Entries shown:
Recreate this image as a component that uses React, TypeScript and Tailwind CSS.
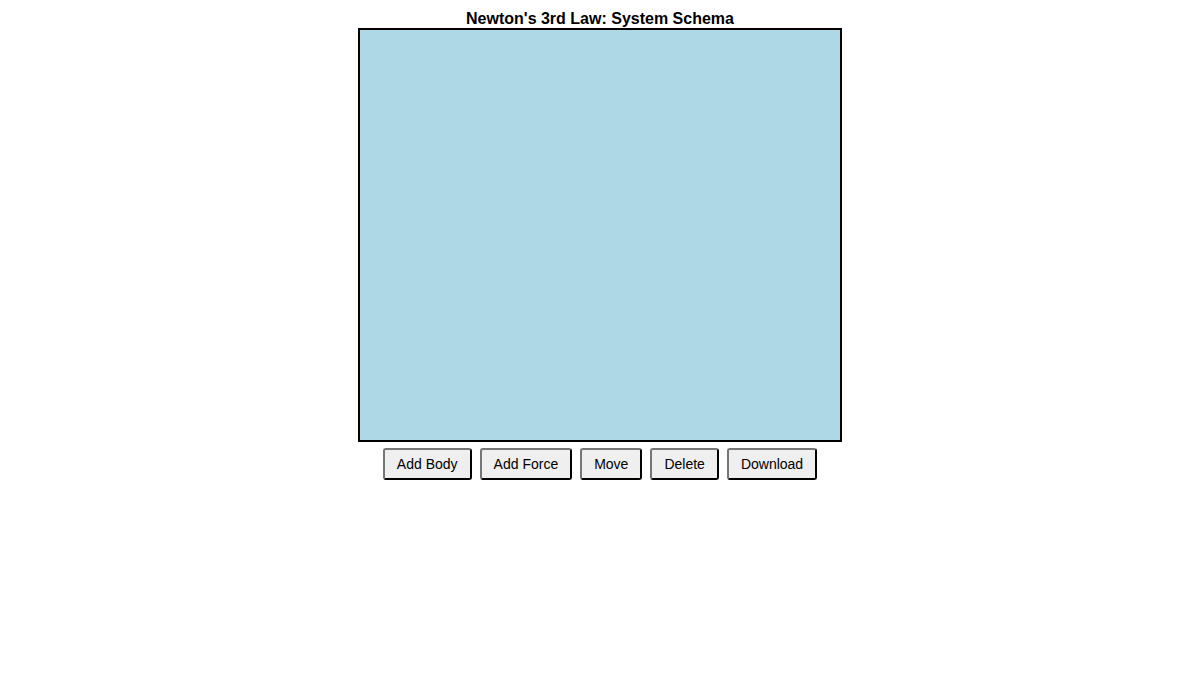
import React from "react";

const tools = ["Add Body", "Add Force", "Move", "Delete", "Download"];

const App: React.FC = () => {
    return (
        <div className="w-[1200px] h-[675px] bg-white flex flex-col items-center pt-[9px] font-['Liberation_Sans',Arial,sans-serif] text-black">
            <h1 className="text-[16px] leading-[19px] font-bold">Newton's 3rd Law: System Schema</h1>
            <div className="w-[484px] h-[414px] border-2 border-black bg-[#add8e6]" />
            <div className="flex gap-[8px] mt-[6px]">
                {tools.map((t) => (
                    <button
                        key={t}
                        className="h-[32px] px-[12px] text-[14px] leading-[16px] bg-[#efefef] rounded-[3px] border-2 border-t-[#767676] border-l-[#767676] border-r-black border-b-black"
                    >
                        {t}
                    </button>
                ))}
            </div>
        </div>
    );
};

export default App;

...

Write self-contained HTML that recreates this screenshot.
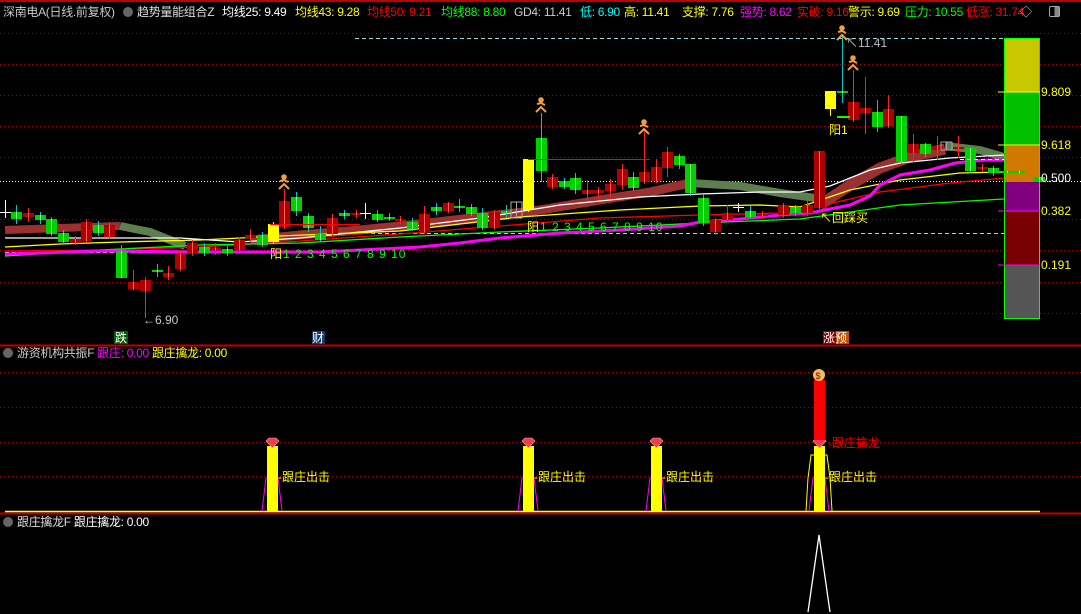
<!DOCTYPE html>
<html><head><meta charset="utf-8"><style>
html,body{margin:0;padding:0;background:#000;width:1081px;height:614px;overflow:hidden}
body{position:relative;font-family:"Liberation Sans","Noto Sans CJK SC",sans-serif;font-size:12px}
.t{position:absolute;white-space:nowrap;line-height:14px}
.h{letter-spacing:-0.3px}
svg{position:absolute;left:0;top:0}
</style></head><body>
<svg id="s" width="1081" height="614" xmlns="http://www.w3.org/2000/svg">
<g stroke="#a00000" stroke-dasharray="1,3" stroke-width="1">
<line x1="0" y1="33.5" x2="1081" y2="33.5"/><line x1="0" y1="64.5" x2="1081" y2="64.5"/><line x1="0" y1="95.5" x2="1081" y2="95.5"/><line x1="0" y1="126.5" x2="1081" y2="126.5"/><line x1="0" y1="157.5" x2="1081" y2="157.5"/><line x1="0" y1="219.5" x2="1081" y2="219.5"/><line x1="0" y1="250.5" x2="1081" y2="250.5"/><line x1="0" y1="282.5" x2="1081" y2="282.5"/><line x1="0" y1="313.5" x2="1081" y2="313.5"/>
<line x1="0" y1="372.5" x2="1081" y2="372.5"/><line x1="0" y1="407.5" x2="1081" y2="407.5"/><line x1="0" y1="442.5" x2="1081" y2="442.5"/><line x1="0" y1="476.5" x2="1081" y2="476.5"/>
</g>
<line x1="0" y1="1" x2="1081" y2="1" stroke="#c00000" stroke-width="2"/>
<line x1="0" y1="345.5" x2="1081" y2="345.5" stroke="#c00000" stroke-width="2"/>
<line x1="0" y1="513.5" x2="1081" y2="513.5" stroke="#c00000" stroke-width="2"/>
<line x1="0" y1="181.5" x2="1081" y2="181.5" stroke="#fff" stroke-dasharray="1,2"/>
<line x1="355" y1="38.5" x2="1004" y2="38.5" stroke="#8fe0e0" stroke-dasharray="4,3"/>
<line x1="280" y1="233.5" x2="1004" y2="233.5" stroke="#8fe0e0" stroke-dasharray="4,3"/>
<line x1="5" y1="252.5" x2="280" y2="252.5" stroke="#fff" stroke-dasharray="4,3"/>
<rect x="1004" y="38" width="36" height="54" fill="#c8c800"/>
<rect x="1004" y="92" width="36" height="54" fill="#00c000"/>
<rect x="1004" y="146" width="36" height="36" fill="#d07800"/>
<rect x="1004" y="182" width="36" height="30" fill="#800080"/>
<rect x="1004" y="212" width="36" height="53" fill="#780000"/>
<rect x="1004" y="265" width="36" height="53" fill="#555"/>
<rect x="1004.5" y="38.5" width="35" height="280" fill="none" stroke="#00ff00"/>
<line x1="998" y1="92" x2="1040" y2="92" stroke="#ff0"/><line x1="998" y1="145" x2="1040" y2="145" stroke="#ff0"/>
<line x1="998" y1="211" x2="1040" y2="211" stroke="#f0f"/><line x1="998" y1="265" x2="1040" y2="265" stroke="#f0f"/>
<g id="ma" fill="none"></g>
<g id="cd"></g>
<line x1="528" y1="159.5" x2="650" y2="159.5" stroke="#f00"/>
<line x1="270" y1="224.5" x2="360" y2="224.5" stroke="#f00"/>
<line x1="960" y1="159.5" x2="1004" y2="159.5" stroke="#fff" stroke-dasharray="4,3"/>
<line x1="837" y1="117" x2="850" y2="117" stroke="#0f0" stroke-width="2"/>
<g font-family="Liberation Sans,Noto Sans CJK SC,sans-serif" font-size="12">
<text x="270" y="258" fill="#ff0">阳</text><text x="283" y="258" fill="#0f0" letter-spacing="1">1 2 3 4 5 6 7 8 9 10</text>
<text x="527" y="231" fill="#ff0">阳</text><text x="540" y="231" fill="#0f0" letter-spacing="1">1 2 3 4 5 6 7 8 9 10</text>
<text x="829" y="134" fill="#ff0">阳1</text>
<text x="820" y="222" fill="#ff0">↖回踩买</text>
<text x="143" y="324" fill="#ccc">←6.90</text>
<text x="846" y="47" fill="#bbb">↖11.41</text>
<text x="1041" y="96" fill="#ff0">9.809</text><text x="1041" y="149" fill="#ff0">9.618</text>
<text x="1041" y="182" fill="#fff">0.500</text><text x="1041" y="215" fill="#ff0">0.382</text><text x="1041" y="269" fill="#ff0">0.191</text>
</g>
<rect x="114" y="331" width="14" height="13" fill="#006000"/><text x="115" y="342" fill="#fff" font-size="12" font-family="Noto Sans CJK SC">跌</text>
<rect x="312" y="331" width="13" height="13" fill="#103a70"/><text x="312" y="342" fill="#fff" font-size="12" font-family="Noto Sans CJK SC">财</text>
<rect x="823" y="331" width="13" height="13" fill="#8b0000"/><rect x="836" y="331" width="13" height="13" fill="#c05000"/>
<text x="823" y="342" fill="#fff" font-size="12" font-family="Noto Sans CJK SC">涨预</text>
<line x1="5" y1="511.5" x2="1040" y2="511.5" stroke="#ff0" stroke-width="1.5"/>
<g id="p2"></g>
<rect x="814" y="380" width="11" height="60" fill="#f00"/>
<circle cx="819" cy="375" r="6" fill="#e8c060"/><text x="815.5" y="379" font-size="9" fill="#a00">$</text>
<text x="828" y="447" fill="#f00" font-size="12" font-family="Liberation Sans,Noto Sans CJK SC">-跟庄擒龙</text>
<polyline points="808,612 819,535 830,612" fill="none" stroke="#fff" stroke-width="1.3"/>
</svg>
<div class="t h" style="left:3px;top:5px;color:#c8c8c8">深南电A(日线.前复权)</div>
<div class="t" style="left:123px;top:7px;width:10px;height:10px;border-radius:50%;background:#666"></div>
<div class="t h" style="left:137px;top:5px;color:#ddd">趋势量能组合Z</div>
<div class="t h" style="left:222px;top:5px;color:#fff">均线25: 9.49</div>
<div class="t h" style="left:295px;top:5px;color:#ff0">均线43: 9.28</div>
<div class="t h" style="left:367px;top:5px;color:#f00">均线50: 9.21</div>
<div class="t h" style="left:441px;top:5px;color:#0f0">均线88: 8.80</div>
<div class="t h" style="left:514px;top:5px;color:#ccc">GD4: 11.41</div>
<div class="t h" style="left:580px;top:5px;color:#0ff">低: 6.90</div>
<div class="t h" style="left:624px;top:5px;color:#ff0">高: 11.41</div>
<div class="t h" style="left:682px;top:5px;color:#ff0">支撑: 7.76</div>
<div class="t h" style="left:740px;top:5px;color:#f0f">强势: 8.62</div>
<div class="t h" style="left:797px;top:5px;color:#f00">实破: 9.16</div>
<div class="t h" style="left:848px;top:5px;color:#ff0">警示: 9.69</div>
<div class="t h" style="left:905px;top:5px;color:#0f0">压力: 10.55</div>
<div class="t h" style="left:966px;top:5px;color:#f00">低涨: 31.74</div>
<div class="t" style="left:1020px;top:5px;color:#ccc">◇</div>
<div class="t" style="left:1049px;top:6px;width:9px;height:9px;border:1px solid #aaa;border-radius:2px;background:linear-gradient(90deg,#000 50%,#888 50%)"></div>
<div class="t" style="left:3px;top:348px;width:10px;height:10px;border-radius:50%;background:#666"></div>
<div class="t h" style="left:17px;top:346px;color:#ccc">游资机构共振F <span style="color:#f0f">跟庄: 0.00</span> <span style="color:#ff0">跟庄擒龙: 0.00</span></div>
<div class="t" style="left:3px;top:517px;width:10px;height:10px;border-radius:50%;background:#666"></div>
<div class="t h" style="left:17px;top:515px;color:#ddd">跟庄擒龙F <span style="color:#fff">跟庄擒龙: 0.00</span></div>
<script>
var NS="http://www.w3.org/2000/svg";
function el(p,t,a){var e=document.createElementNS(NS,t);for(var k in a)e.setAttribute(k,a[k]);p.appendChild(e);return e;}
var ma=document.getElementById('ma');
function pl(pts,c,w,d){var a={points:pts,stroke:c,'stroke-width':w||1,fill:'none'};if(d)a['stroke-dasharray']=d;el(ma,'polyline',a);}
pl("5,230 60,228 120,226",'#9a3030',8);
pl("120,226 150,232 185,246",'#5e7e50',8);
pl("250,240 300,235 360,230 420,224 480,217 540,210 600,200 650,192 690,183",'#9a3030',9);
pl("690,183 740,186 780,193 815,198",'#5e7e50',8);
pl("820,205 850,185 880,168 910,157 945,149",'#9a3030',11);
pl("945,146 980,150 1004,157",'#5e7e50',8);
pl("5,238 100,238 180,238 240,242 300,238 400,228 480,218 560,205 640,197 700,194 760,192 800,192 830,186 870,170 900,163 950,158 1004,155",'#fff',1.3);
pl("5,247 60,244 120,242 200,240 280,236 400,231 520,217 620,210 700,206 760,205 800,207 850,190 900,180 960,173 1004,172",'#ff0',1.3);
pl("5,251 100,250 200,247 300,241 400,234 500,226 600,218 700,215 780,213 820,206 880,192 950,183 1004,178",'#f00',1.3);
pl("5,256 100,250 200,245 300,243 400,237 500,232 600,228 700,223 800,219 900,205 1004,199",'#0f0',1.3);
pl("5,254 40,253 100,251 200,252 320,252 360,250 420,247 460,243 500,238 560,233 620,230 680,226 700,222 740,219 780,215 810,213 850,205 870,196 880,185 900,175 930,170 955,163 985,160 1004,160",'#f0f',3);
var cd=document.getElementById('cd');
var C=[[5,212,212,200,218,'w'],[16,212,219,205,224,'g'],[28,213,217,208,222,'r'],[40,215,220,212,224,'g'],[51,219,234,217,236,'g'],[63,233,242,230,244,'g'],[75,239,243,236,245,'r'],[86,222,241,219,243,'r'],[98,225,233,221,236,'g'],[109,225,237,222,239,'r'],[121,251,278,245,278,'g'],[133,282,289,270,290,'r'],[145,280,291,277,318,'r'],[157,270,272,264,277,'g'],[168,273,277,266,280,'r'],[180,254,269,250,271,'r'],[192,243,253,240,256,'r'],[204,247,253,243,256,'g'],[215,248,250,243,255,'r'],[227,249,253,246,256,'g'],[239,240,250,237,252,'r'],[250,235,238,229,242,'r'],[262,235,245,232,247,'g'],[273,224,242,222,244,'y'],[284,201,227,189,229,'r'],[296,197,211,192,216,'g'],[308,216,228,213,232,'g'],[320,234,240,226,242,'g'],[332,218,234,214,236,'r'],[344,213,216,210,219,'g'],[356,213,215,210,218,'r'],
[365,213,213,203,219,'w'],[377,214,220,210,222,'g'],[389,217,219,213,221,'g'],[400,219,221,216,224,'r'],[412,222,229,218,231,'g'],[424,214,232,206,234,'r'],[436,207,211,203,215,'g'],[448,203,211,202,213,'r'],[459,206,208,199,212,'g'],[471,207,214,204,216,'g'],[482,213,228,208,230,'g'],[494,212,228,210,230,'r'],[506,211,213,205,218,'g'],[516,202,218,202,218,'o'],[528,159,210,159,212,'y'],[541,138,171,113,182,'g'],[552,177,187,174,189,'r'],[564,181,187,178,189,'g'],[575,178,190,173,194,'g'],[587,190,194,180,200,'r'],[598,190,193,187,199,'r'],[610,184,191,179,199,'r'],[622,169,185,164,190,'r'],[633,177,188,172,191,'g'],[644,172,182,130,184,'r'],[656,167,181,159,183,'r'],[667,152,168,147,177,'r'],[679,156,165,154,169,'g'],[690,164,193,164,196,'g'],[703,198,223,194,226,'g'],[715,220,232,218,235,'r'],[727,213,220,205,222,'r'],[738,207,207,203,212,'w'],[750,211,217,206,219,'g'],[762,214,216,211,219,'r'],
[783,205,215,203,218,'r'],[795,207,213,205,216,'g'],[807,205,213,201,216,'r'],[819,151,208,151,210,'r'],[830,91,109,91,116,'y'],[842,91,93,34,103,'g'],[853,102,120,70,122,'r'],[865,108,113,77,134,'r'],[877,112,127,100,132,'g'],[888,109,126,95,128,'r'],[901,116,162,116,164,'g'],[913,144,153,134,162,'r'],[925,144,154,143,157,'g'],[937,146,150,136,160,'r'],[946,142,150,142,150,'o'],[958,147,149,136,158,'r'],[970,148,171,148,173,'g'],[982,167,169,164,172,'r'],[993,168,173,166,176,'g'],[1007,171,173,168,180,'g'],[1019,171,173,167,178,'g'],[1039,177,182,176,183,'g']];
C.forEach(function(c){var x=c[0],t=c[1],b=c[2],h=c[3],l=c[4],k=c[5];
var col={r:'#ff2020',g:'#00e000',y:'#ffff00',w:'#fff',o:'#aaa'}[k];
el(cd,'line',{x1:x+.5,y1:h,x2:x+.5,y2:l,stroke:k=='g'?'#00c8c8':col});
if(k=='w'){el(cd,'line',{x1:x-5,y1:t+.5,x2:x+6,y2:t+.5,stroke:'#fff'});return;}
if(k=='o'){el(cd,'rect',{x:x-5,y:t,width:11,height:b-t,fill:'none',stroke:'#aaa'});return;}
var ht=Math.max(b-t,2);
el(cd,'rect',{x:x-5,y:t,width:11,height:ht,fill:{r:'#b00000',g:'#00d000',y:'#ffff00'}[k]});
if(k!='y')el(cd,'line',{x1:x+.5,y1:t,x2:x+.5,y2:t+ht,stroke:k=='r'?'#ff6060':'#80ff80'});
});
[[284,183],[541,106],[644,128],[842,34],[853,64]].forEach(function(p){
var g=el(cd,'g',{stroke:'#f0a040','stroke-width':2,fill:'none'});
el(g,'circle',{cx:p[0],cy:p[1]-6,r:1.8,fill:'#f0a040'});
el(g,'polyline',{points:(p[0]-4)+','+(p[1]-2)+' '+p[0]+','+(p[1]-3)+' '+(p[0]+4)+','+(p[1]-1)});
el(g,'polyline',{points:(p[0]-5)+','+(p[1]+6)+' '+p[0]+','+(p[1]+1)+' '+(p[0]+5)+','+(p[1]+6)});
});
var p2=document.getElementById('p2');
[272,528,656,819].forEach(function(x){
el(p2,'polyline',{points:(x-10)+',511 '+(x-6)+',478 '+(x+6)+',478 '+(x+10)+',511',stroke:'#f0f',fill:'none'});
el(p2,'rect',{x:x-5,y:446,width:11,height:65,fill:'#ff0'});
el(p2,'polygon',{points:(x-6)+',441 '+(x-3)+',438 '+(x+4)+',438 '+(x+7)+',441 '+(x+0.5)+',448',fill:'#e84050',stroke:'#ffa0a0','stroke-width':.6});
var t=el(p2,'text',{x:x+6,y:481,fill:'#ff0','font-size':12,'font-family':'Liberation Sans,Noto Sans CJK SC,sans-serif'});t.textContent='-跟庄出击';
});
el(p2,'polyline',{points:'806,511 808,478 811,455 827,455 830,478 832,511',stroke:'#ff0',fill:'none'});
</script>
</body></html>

Your instructions:
Look above for the line with "Recreate this image", then print it and each line after it down to and including the line with "export default App;". Leave out the pictures and keep the wording exact.

Final result:
Recreate this image as a component that uses React, TypeScript and Tailwind CSS.
import React from "react";

const tools = ["Add Body", "Add Force", "Move", "Delete", "Download"];

const App: React.FC = () => {
    return (
        <div className="w-[1200px] h-[675px] bg-white flex flex-col items-center pt-[9px] font-['Liberation_Sans',Arial,sans-serif] text-black">
            <h1 className="text-[16px] leading-[19px] font-bold">Newton's 3rd Law: System Schema</h1>
            <div className="w-[484px] h-[414px] border-2 border-black bg-[#add8e6]" />
            <div className="flex gap-[8px] mt-[6px]">
                {tools.map((t) => (
                    <button
                        key={t}
                        className="h-[32px] px-[12px] text-[14px] leading-[16px] bg-[#efefef] rounded-[3px] border-2 border-t-[#767676] border-l-[#767676] border-r-black border-b-black"
                    >
                        {t}
                    </button>
                ))}
            </div>
        </div>
    );
};

export default App;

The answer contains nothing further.